The ‘Woods File’ is the mandatory FBI evidence file that contains the documentary proof to verify all statements against U.S. persons that are contained in the FISA application. Remember, this is a secret court, the FISA applications result in secret surveillance and wiretaps against U.S. persons outside the fourth amendment.
♦ Within the 29 FISA applications reviewed, four were completely missing the Woods File. Meaning there was zero supportive evidence for any of the FBI claims against U.S. persons underpinning the FISA application. [ie. The FBI just made stuff up]
♦ Of the remaining 25 FISA applications, 100% of them, all of them, were materially deficient on the woods file requirement; and the average number of deficiencies per file was 20. Meaning an average of twenty direct statements against the target, supporting the purpose of the FISA application, sworn by the FBI affiant, were unsubstantiated. [The low was 5, the high was 63, the average per file was 20]

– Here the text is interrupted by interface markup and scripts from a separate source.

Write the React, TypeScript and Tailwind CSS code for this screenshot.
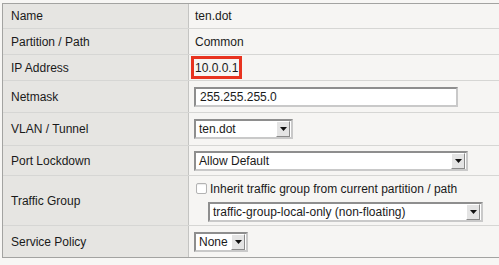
import React from "react";

function Arrow() {
  return (
    <div className="flex h-[16px] w-[14px] items-center justify-center border border-t-[#ffffff] border-l-[#ffffff] border-b-[#8a8a8a] border-r-[#8a8a8a] bg-[#e4e4e4]">
      <svg width="7" height="4" viewBox="0 0 7 4">
        <polygon points="0,0 7,0 3.5,4" fill="#111" />
      </svg>
    </div>
  );
}

function Select({ value, width }: { value: string; width: number }) {
  return (
    <div
      className="flex h-[20px] items-center justify-between border-2 border-t-[#8e8e8e] border-l-[#8e8e8e] border-b-[#c9c9c9] border-r-[#c9c9c9] bg-white pl-[3px] pr-px"
      style={{ width }}
    >
      <span className="leading-none">{value}</span>
      <Arrow />
    </div>
  );
}

function Row({
  label,
  h,
  last,
  children,
}: {
  label: string;
  h: number;
  last?: boolean;
  children: React.ReactNode;
}) {
  return (
    <div
      className={
        "flex " + (last ? "" : "border-b border-[#d6d6d4]")
      }
      style={{ height: h }}
    >
      <div className="flex w-[186px] shrink-0 items-center border-r border-[#c4c4c2] bg-[#e6e5e2] pl-[8px]">
        {label}
      </div>
      <div className="flex flex-1 items-center bg-[#f6f5f3] pl-[5px]">{children}</div>
    </div>
  );
}

export default function App() {
  return (
    <div
      className="h-[265px] w-[499px] overflow-hidden bg-[#f7f6f4] pt-[3px] pl-[2px] text-[12px] text-[#1a1a1a]"
      style={{ fontFamily: '"Liberation Sans", Arial, sans-serif' }}
    >
      <div className="border-t border-l border-b border-[#a3a3a1]">
        <Row label="Name" h={25}>
          <span className="pl-px">ten.dot</span>
        </Row>
        <Row label="Partition / Path" h={26}>
          <span className="pl-px">Common</span>
        </Row>
        <Row label="IP Address" h={26}>
          <div className="-ml-[3px] flex h-[23px] items-center border-[3px] border-[#e8331f] px-[1px]">
            10.0.0.1
          </div>
        </Row>
        <Row label="Netmask" h={32}>
          <div className="flex h-[20px] w-[264px] items-center border-2 border-t-[#8e8e8e] border-l-[#8e8e8e] border-b-[#c9c9c9] border-r-[#c9c9c9] bg-white pl-[4px]">
            255.255.255.0
          </div>
        </Row>
        <Row label="VLAN / Tunnel" h={33}>
          <Select value="ten.dot" width={99} />
        </Row>
        <Row label="Port Lockdown" h={30}>
          <Select value="Allow Default" width={274} />
        </Row>
        <Row label="Traffic Group" h={50}>
          <div className="flex flex-col gap-[4px]">
            <div className="flex items-center gap-[3px]">
              <div className="ml-[2px] h-[11px] w-[11px] rounded-[2px] border border-[#b3b3b3] bg-white shadow-[inset_0_1px_1px_rgba(0,0,0,0.08)]" />
              <span>Inherit traffic group from current partition / path</span>
            </div>
            <div className="ml-[14px]">
              <Select value="traffic-group-local-only (non-floating)" width={275} />
            </div>
          </div>
        </Row>
        <Row label="Service Policy" h={31} last>
          <Select value="None" width={54} />
        </Row>
      </div>
    </div>
  );
}
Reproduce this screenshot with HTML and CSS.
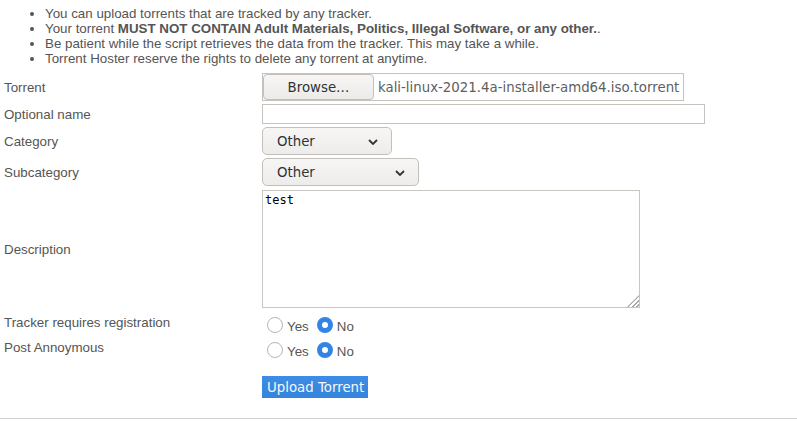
FILE: index.html
```html
<!DOCTYPE html>
<html>
<head>
<link rel="stylesheet" href="styles.css">
</head>
<body>
<ul class="rules">
  <li>You can upload torrents that are tracked by any tracker.</li>
  <li>Your torrent <b>MUST NOT CONTAIN Adult Materials, Politics, Illegal Software, or any other.</b>.</li>
  <li>Be patient while the script retrieves the data from the tracker. This may take a while.</li>
  <li>Torrent Hoster reserve the rights to delete any torrent at anytime.</li>
</ul>
<form class="upload">
  <div class="row r-file">
    <div class="label">Torrent</div>
    <div class="filebox">
      <button type="button" class="browse">Browse…</button>
      <span class="filename">kali-linux-2021.4a-installer-amd64.iso.torrent</span>
    </div>
  </div>
  <div class="row r-name">
    <div class="label">Optional name</div>
    <input type="text" class="textbox">
  </div>
  <div class="row r-cat">
    <div class="label">Category</div>
    <span class="selwrap">
      <select class="sel cat"><option>Other</option></select>
      <svg class="chev" width="10" height="6" viewBox="0 0 10 6"><path d="M1 1 L5 5 L9 1" fill="none" stroke="#2e3436" stroke-width="1.8"/></svg>
    </span>
  </div>
  <div class="row r-sub">
    <div class="label">Subcategory</div>
    <span class="selwrap">
      <select class="sel sub"><option>Other</option></select>
      <svg class="chev" width="10" height="6" viewBox="0 0 10 6"><path d="M1 1 L5 5 L9 1" fill="none" stroke="#2e3436" stroke-width="1.8"/></svg>
    </span>
  </div>
  <div class="row r-desc">
    <div class="label">Description</div>
    <span class="areawrap">
      <textarea class="desc">test</textarea>
      <span class="grip"></span>
    </span>
  </div>
  <div class="row r-radio first">
    <div class="label">Tracker requires registration</div>
    <div class="radios">
      <input type="radio" name="reg" class="rad"><span class="opt">Yes</span>
      <input type="radio" name="reg" class="rad" checked><span class="opt">No</span>
    </div>
  </div>
  <div class="row r-radio second">
    <div class="label">Post Annoymous</div>
    <div class="radios">
      <input type="radio" name="anon" class="rad"><span class="opt">Yes</span>
      <input type="radio" name="anon" class="rad" checked><span class="opt">No</span>
    </div>
  </div>
  <div class="row r-submit">
    <div class="label"></div>
    <button type="button" class="submit">Upload Torrent</button>
  </div>
</form>
<div class="rule"></div>
</body>
</html>
```

FILE: styles.css
```css
* {box-sizing: border-box;}

body {
  margin: 0;
  font-family: "Liberation Sans", Arial, sans-serif;
  font-size: 13.33px;
  line-height: 15px;
  color: #555;
  background: #fff;
}

.rules {
  margin: 6px 0 0 5px;
  padding-left: 40px;
}

.upload {
  margin-top: 7px;
  padding-left: 4px;
}

.row {
  display: flex;
  align-items: center;
}

.label {
  width: 258px;
  flex: none;
}

.r-name, .r-cat, .r-sub {margin-top: 3px;}
.r-desc {margin-top: 4px;}
.r-radio {align-items: flex-start; height: 21px;}
.r-radio .label {padding-top: 3px;}
.r-radio.first {margin-top: 4px;}
.r-radio.second {margin-top: 4px;}
.r-submit {margin-top: 18px;}

/* file picker */
.filebox {
  display: flex;
  align-items: center;
  width: 422px;
  height: 28px;
  border: 1px solid #c6c3bf;
  padding: 0;
}

.browse {
  width: 111px;
  height: 26px;
  margin: 0;
  border: 1px solid #c3bfbb;
  border-radius: 4px;
  background: linear-gradient(#f7f6f5, #edebe9);
  font-family: "DejaVu Sans", sans-serif;
  font-size: 13.33px;
  color: #2e3436;
  padding: 0;
}

.filename {
  margin-left: 4px;
  font-family: "DejaVu Sans", sans-serif;
  font-size: 13.33px;
  color: #5e5e5e;
  white-space: nowrap;
}

.textbox {
  width: 443px;
  height: 20px;
  margin: 0;
  border: 1px solid #c6c3bf;
  padding: 1px 2px;
  font-family: "DejaVu Sans", sans-serif;
  font-size: 13.33px;
}

/* selects */
.selwrap {
  position: relative;
  display: flex;
}

.sel {
  appearance: none;
  -webkit-appearance: none;
  height: 28px;
  margin: 0;
  border: 1px solid #c3bfbb;
  border-radius: 5px;
  background: linear-gradient(#f7f6f5, #eeecea);
  padding: 0 0 0 14px;
  font-family: "DejaVu Sans", sans-serif;
  font-size: 13.33px;
  color: #2e3436;
}

.sel.cat {width: 130px;}
.sel.sub {width: 157px;}

.chev {
  position: absolute;
  right: 14px;
  top: 12px;
  pointer-events: none;
}

/* description */
.areawrap {
  position: relative;
  display: flex;
}

.desc {
  width: 378px;
  height: 118px;
  margin: 0;
  border: 1px solid #c9c5c1;
  padding: 2px 2px;
  font-family: "DejaVu Sans Mono", monospace;
  font-size: 12px;
  line-height: 14px;
  color: #000;
  resize: none;
}

.grip {
  position: absolute;
  right: 1px;
  bottom: 1px;
  width: 12px;
  height: 12px;
  background: repeating-linear-gradient(135deg, transparent 0 2px, #a8a5a2 2px 3.2px);
  clip-path: polygon(100% 0, 100% 100%, 0 100%);
  pointer-events: none;
}

/* radios */
.radios {
  display: flex;
  align-items: flex-start;
}

.rad {
  appearance: none;
  -webkit-appearance: none;
  width: 16px;
  height: 16px;
  margin: 5px 4px 0 5px;
  border: 1px solid #b9b5b1;
  border-radius: 50%;
  background: #fff;
}

.rad:checked {
  border: 5px solid #3584e4;
}

.opt {
  margin: 7px 3px 0 0;
}

.opt + .rad {
  margin-left: 5px;
}

/* submit */
.submit {
  height: 22px;
  margin: 0;
  border: none;
  padding: 0 4px 0 5px;
  background: linear-gradient(#3d8ce6, #3584db);
  color: #f4f8fd;
  font-family: "DejaVu Sans", sans-serif;
  font-size: 13.33px;
}

.rule {
  margin-top: 20px;
  border-top: 1px solid #d3d3d3;
}
```
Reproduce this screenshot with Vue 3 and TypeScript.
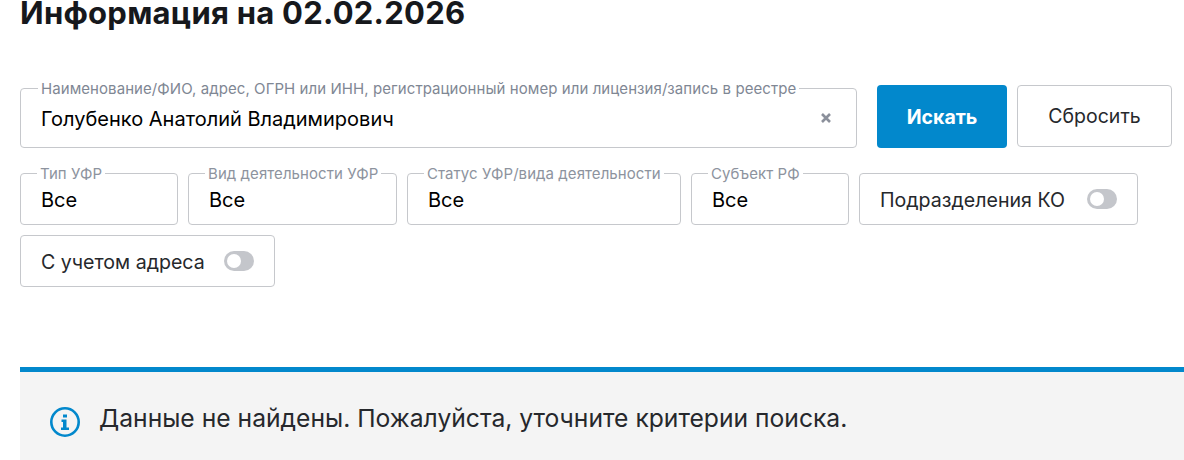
<script setup lang="ts">
const filters: { label: string; width: number }[] = [
  { label: 'Тип УФР', width: 158 },
  { label: 'Вид деятельности УФР', width: 209 },
  { label: 'Статус УФР/вида деятельности', width: 274 },
  { label: 'Субъект РФ', width: 158 },
];

const toggles: { label: string; width: number }[] = [
  { label: 'Подразделения КО', width: 279 },
  { label: 'С учетом адреса', width: 255 },
];
</script>

<template>
  <div class="page">
    <h1 class="title">Информация на 02.02.2026</h1>

    <div class="search-row">
      <div class="field field-main">
        <span class="field-label">Наименование/ФИО, адрес, ОГРН или ИНН, регистрационный номер или лицензия/запись в реестре</span>
        <span class="field-value">Голубенко Анатолий Владимирович</span>
        <svg class="clear" width="10" height="10" viewBox="0 0 10 10">
          <path d="M1 1l8 8M9 1l-8 8" stroke="#8b909b" stroke-width="2.6" fill="none" />
        </svg>
      </div>
      <button class="btn btn-primary">Искать</button>
      <button class="btn btn-reset">Сбросить</button>
    </div>

    <div class="filters">
      <div v-for="f in filters" :key="f.label" class="field field-small" :style="{ width: f.width + 'px' }">
        <span class="field-label">{{ f.label }}</span>
        <span class="field-value">Все</span>
      </div>
      <div v-for="t in toggles" :key="t.label" class="toggle-box" :style="{ width: t.width + 'px' }">
        <span class="toggle-text">{{ t.label }}</span>
        <span class="toggle"></span>
      </div>
    </div>

    <div class="alert">
      <svg class="alert-icon" width="30" height="30" viewBox="0 0 30 30" fill="none">
        <circle cx="15" cy="15" r="13.7" stroke="#0288cc" stroke-width="2.6" />
        <rect x="13" y="7.5" width="4" height="3" fill="#0288cc" />
        <path d="M11.5 12.500h5v8h2.500v2.500h-8v-2.500H13v-5.500h-1.500z" fill="#0288cc" />
      </svg>
      <span>Данные не найдены. Пожалуйста, уточните критерии поиска.</span>
    </div>
  </div>
</template>

<style>
body {
  margin: 0;
  background: #fff;
}
</style>

<style scoped>
.page {
  height: 460px;
  overflow: hidden;
  padding-left: 20px;
  box-sizing: border-box;
  font-family: Inter, "Noto Sans", sans-serif;
  color: #26282c;
}
.title {
  margin: -7px 0 0;
  height: 92px;
  font-size: 31px;
  line-height: 40px;
  font-weight: 700;
  color: #16181c;
  letter-spacing: 0.25px;
}
.search-row {
  display: flex;
  align-items: flex-start;
  height: 80px;
}
.field {
  position: relative;
  box-sizing: border-box;
  border: 1px solid #c6c8cc;
  border-radius: 4px;
  background: #fff;
  display: flex;
  align-items: center;
  padding-left: 20px;
  color: #000;
  font-size: 20px;
}
.field-main {
  width: 837px;
  height: 60px;
  margin-top: 3px;
  margin-right: 20px;
  padding-top: 2px;
}
.field-small {
  height: 52px;
  padding-top: 2px;
}
.field-label {
  position: absolute;
  top: -9px;
  left: 17px;
  padding: 0 3px;
  background: #fff;
  font-size: 15px;
  line-height: 18px;
  letter-spacing: 0.07px;
  color: #7f8794;
  white-space: nowrap;
}
.field-small .field-label {
  left: 16px;
  color: #8d939e;
}
.clear {
  position: absolute;
  right: 25px;
  top: 24px;
}
.btn {
  box-sizing: border-box;
  border-radius: 4px;
  font-family: inherit;
  font-size: 19.5px;
  cursor: pointer;
}
.btn-primary {
  width: 130px;
  height: 63px;
  margin-right: 10px;
  border: none;
  background: #0288cc;
  color: #fff;
  font-weight: 700;
}
.btn-reset {
  width: 155px;
  height: 62px;
  border: 1px solid #c6c8cc;
  background: #fff;
  color: #26282c;
}
.filters {
  display: flex;
  flex-wrap: wrap;
  gap: 10px;
  width: 1150px;
  margin-top: 8px;
}
.toggle-box {
  box-sizing: border-box;
  height: 52px;
  display: flex;
  align-items: center;
  justify-content: space-between;
  padding: 0 20px;
  border: 1px solid #c6c8cc;
  border-radius: 4px;
  font-size: 19.6px;
}
.toggle-text {
  padding-top: 1px;
}
.toggle {
  position: relative;
  width: 30px;
  height: 20px;
  border-radius: 10px;
  background: #c4c6cb;
}
.toggle::after {
  content: "";
  position: absolute;
  left: 3px;
  top: 3px;
  width: 14px;
  height: 14px;
  border-radius: 50%;
  background: #fff;
}
.alert {
  display: flex;
  align-items: center;
  gap: 19px;
  margin-top: 80px;
  height: 93px;
  box-sizing: border-box;
  border-top: 5px solid #0288cc;
  background: #f4f4f4;
  padding: 4px 0 0 30px;
  font-size: 24.66px;
}
.alert-icon {
  margin-top: 8px;
}
</style>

♦ Half of the FISA applications reviewed used Confidential Human Sources (CHS’s). The memo outlines that “many” of applications containing CHS claims had no supportive documentation attesting to the dependability of the CHS.
♦ Two of the 25 FISA applications reviewed had renewals; meaning the FISA applications were renewed to extended surveillance, wiretaps, etc. beyond the initial 90-days. None of the renewals had any re-verification. Both FISAs that used renewals were not compliant.
But wait… it gets worse.
The DOJ and FBI have an internal self-check mechanism. The DOJ National Security Division (DOJ-NSD) chief counsel, and the chief counsel for every FBI field office are required to conduct an “Accuracy Review” of selected FISA applications. One per field office (25 to 30 field offices),which are also sent to DOJ-NSD (main justice) for general counsel inspection.
Keep in mind, these “accuracy reviews” are known in advance, so the FBI has all the time in the world to select the best FISA file for review. Additionally, I surmise the OIG wanted to inspect the “accuracy review” FISA’s because they would show the best light on the overall system itself. The OIG was looking for the best, most compliant, product to report on.
However, when the OIG inspected 42 of these Accuracy Reviews, the IG identified that only three of them had accurately assembled documents (Woods File) supporting the application. The error rate within the files self-checked was over 93%.
So the best FBI files are selected to undergo the FBI and DOJ-NSD accuracy review. The accuracy review takes place by FBI legal counsel and DOJ-NSD legal counsel. However, the IG finds that only three FBI applications in the accuracy reviews were compliant.
The error rate in the files undertaken by the internal accuracy review was over 93% (3 compliant out of 42 reviewed). These were the FISA files with the greatest possibility of being accurate. That tells us how flawed the process has always been.